I thank Mr. Walshe and Mr. Berkery for their attendance. We have had a comprehensive and interesting discussion about an extremely important topic. I take this opportunity to send the committee's best wishes to Con Lucey, whom I know from a long way backand to Michael Treacy, who is well-versed in this area. I thank Ms Elaine Farrell who liaised with the committee and whose courtesy ensured the delegation was given an early date for attendance at this meeting and for which I compliment her.

The World Trade Organisation talks is a subject which the committee has previously discussed with the Minister of State with responsibility for trade and commerce, Deputy John McGuinness. We had an interesting discussion with him. It is abundantly clear that the WTO talks and outcome are extremely important for Ireland, not just in terms of what we have discussed but also in light of the economic downturn which is currently being experienced. This must be factored into the equation. I have no doubt the Government, through its various representatives at those talks, will ensure that our vital national interests are protected in the changing and evolving economic environment.

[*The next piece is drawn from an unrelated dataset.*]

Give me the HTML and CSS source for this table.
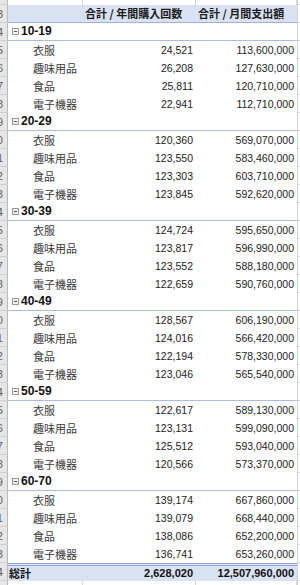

I thank the delegation. When I left the Joint Committee on Agriculture, Fisheries and Food, I did not think I would be listening to the IFA in this committee. I note a lot of cross-over of issues between the various committees. If an issue comes up which impinges in any way on the areas which are of interest to the IFA, I invite the association to contact us as we would be delighted to invite a delegation to attend again.

Mr. Michael Berkery

There is still a possibility of a ministerial meeting between now and the end of July and this is where the real risk of meltdown will occur. I do not believe anybody will tell you that it is just a meeting to sign off on the failure. Every effort will be made to the last minute of the eleventh hour.

Services and industry.

The meeting of the joint committee is adjourned but the select committee will meet at 2 p.m.

The joint committee adjourned at 12.10 p.m. until 10 a.m. on Wednesday, 25 June 2008.